>>
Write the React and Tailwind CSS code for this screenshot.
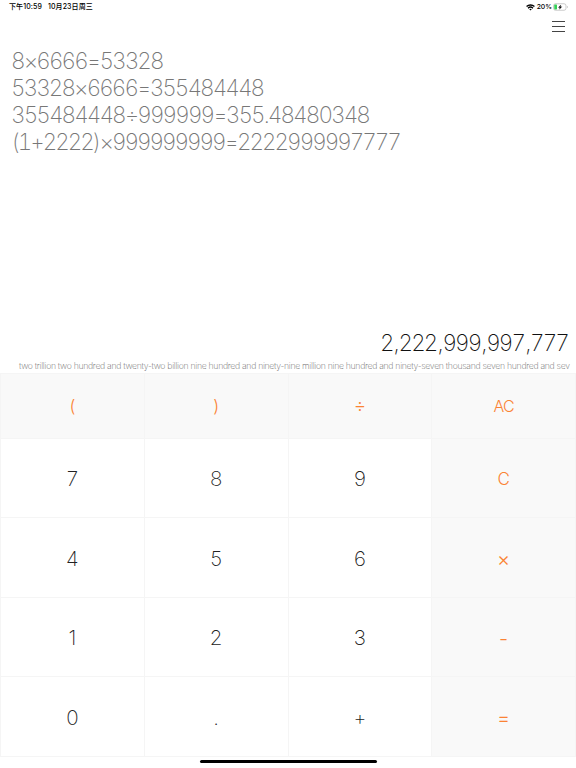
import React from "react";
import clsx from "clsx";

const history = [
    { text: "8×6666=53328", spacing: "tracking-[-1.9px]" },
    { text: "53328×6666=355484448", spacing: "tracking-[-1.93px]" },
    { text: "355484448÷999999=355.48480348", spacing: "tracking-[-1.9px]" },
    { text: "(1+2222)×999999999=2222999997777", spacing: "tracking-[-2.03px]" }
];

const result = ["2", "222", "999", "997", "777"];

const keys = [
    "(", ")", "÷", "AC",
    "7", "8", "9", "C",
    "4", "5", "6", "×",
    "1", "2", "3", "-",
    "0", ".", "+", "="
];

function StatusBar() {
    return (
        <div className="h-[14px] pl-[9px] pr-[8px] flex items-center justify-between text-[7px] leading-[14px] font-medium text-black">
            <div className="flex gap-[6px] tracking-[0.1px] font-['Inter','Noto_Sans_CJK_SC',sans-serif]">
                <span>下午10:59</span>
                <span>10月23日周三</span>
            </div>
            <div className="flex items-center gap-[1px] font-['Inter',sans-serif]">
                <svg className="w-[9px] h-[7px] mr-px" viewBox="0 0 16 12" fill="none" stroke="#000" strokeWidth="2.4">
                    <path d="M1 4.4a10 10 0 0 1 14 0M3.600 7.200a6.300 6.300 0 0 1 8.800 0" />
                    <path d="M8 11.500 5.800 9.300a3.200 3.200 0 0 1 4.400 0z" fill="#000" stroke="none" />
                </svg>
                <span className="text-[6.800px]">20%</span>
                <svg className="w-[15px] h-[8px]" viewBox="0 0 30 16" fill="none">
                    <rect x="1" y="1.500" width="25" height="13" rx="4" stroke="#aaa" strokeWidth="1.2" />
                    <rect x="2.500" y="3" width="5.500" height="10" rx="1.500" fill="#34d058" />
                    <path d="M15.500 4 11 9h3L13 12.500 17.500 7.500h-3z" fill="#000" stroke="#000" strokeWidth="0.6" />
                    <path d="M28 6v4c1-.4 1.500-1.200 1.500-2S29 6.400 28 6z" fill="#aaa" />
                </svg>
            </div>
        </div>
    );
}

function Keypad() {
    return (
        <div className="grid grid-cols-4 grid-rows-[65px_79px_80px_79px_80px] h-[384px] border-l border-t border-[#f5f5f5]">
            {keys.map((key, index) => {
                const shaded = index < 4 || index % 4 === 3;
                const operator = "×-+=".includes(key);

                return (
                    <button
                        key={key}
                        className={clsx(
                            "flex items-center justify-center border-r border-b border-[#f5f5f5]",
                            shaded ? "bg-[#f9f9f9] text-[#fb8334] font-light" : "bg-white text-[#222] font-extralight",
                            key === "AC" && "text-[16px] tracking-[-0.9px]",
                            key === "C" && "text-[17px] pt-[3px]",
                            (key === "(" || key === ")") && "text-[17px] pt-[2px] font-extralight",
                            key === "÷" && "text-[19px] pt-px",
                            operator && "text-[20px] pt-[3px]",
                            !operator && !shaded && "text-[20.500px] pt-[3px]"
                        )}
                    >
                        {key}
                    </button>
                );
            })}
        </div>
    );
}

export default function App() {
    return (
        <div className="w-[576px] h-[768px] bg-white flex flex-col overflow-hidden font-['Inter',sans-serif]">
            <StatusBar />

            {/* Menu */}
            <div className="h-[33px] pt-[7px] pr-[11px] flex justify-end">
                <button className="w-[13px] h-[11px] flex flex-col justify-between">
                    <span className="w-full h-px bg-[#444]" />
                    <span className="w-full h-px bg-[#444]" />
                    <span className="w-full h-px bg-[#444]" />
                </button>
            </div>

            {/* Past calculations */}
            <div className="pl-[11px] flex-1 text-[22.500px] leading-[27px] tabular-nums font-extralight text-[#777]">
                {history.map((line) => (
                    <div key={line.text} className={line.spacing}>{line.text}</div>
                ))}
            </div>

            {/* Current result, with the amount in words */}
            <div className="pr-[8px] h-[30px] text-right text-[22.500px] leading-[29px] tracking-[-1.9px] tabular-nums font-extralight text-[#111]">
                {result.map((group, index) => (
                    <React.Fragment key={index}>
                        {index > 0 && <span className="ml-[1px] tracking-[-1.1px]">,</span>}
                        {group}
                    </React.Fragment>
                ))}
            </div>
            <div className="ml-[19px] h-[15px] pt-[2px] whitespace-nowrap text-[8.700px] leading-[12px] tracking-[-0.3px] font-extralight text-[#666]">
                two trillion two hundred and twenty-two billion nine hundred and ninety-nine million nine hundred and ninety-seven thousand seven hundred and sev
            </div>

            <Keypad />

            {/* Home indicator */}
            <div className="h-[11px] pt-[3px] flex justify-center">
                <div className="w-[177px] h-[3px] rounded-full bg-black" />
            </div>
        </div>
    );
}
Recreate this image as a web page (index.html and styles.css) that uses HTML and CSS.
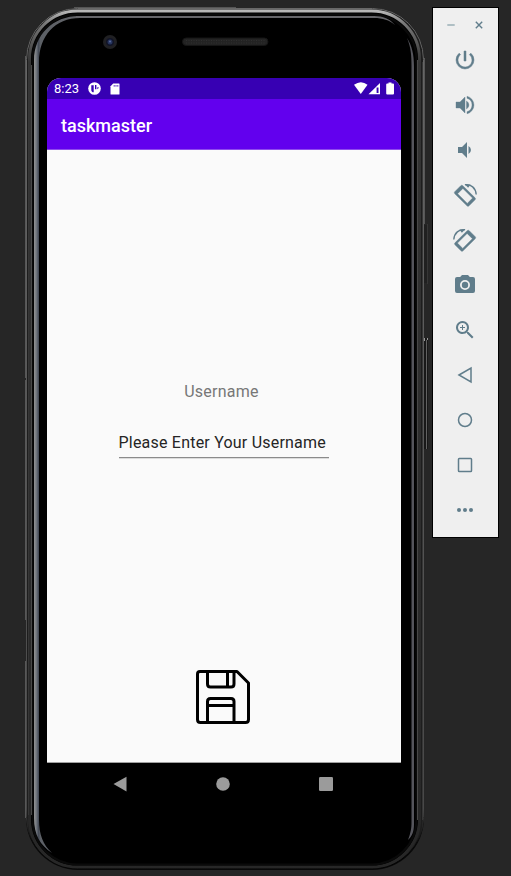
<<
> Your goal
Extract every line above that contains the word "React".

> Solution for this exercise
Write the React and Tailwind CSS code for this screenshot.
import React from "react";
                    <React.Fragment key={index}>
                    </React.Fragment>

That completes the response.